Right now it doesn’t seem like this is ever going to end, I’m just now entering the tunnel and the light is miles away.

I know it will end. I just don’t know how long it will take to get there.

I guess Murder by Death was right when they said “Sometimes the line walks you”.

Once again, the pressing question is: why don't the artists, in whose name young women scraping by on $4,500 are being told to hand over her entire earnings for two years, ever show their spines and tell the labels "no"?


2 comments:

Unknown said...

because no artist would be willing to potentially sacrifice their career for the sake of a few kids who got busted downloading music?

because if an artist wanted to use their position to speak out about something, there are a myriad of worthier causes than a few western kids who got busted downloading music (even if they restricted themselves to issues related to the music industry)?

that even if they didn't end up on the wrong side of a), it almost certainly wouldn't make the slightest bit of difference anyway (people have been wailing about the severity of RIAA legal action since napster)?

take your pitch, mix and match

Simon Hayes Budgen said...

Fair points, but:

a) Because Coldplay would be dropped if they said something, right?

b) Well, yes there are. On the other hand, could Robbie Williams not find a little time while seeking out aliens? Could Rhianna not find a couple of minutes to say something between sessions signing off on novelty umbrellas?

Besides, this is the industry in which they are working, and the lawsuits are being pursued in their names. I think it's possible to care about more than one thing at once.

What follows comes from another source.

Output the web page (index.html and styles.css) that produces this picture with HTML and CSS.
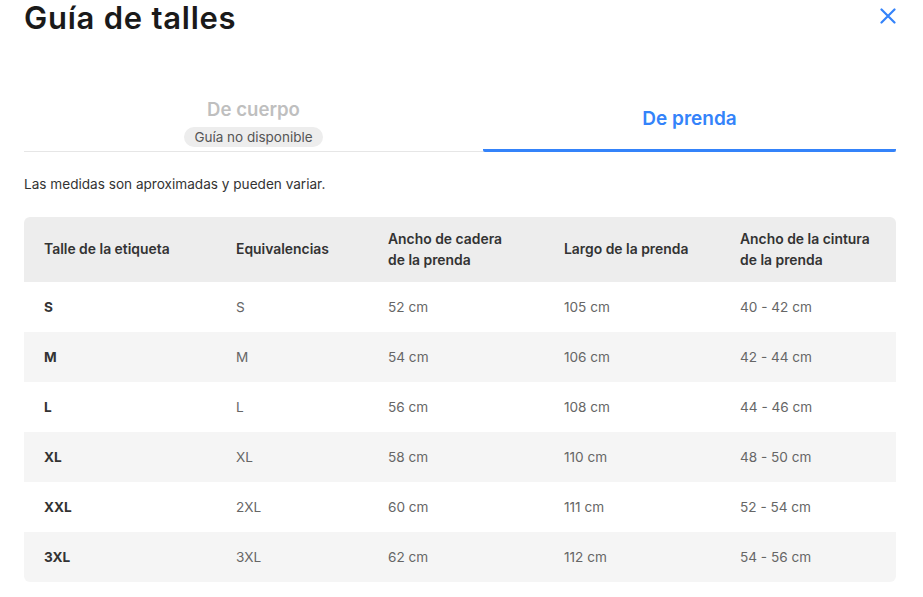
FILE: index.html
```html
<!DOCTYPE html>
<html lang="es">
<head>
<meta charset="utf-8">
<link rel="stylesheet" href="styles.css">
</head>
<body>
<div class="modal">
  <header class="head">
    <h1 class="title">Guía de talles</h1>
    <button class="close" aria-label="Cerrar">
      <svg width="16" height="16" viewBox="0 0 16 16"><path d="M1.5 1.5 L14.5 14.5 M14.5 1.5 L1.5 14.5" stroke="#3483fa" stroke-width="2.2" stroke-linecap="round"/></svg>
    </button>
  </header>
  <nav class="tabs">
    <div class="tab tab-off">
      <span class="tab-label">De cuerpo</span>
      <span class="badge">Guía no disponible</span>
    </div>
    <div class="tab tab-on">
      <span class="tab-label">De prenda</span>
    </div>
  </nav>
  <p class="note">Las medidas son aproximadas y pueden variar.</p>
  <table class="sizes">
    <thead>
      <tr><th>Talle de la etiqueta</th><th>Equivalencias</th><th>Ancho de cadera<br>de la prenda</th><th>Largo de la prenda</th><th>Ancho de la cintura<br>de la prenda</th></tr>
    </thead>
    <tbody>
      <tr><td class="lbl">S</td><td>S</td><td>52 cm</td><td>105 cm</td><td>40 - 42 cm</td></tr>
      <tr><td class="lbl">M</td><td>M</td><td>54 cm</td><td>106 cm</td><td>42 - 44 cm</td></tr>
      <tr><td class="lbl">L</td><td>L</td><td>56 cm</td><td>108 cm</td><td>44 - 46 cm</td></tr>
      <tr><td class="lbl">XL</td><td>XL</td><td>58 cm</td><td>110 cm</td><td>48 - 50 cm</td></tr>
      <tr><td class="lbl">XXL</td><td>2XL</td><td>60 cm</td><td>111 cm</td><td>52 - 54 cm</td></tr>
      <tr><td class="lbl">3XL</td><td>3XL</td><td>62 cm</td><td>112 cm</td><td>54 - 56 cm</td></tr>
    </tbody>
  </table>
</div>
</body>
</html>
```
FILE: styles.css
```css
* { box-sizing: border-box; }
html, body { margin: 0; background: #fff; }
body { font-family: Inter, "Liberation Sans", sans-serif; color: #333; }
.modal { width: 923px; padding: 0 27px 0 24px; }
.head { display: flex; justify-content: space-between; align-items: flex-start; height: 90px; }
.title { margin: 0; padding-top: 1px; font-size: 31px; font-weight: 600; line-height: 33px; color: #1a1a1a; letter-spacing: 0.75px; }
.close { border: 0; background: none; padding: 0; margin: 8px 0 0 0; width: 16px; height: 16px; cursor: pointer; }
.close svg { display: block; }
.tabs { display: grid; grid-template-columns: 459px 413px; border-bottom: 1px solid #e6e6e6; height: 62px; }
.tab { display: flex; flex-direction: column; align-items: center; }
.tab-off .tab-label { color: #bfbfbf; font-size: 18.6px; font-weight: 600; line-height: 22px; margin-top: 8px; }
.badge { margin-top: 7px; background: #ededed; color: #555; font-size: 13.5px; line-height: 20px; padding: 0 10px; border-radius: 10px; }
.tab-on { justify-content: center; border-bottom: 3px solid #3483fa; border-radius: 0 0 2px 2px; margin-bottom: -1px; }
.tab-on .tab-label { color: #3483fa; font-size: 19px; font-weight: 600; line-height: 22px; margin-top: -1px; }
.note { margin: 23px 0 0; font-size: 13.6px; line-height: 18px; color: #333; }
.sizes { margin-top: 24px; width: 872px; border-collapse: separate; border-spacing: 0; table-layout: fixed; font-size: 13.6px; }
.sizes th { background: #ededed; font-weight: 600; text-align: left; color: #333; height: 65px; padding: 0 0 0 20px; line-height: 21px; font-size: 13.9px; }
.sizes th:nth-child(1) { width: 192px; border-top-left-radius: 6px; }
.sizes th:nth-child(2) { width: 152px; }
.sizes th:nth-child(3) { width: 176px; }
.sizes th:nth-child(4) { width: 176px; }
.sizes th:nth-child(5) { border-top-right-radius: 6px; }
.sizes td { height: 50px; padding: 0 0 0 20px; color: #666; }
.sizes td.lbl { color: #333; font-weight: 700; }
.sizes tbody tr:nth-child(even) td { background: #f5f5f5; }
.sizes tbody tr:last-child td:first-child { border-bottom-left-radius: 6px; }
.sizes tbody tr:last-child td:last-child { border-bottom-right-radius: 6px; }
```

And it's not just a "few western kids" (and who cares if a few teenagers have their lives and families wrecked because of being bullied by multinational corporations) who are at risk - it's the artists themselves who are paying for these legal actions, millions of dollars worth. So it's also taking money direct from the very people who it's supposed to be protecting.

Ah, yes. Can you remind me how long should we campaign against things before we give up?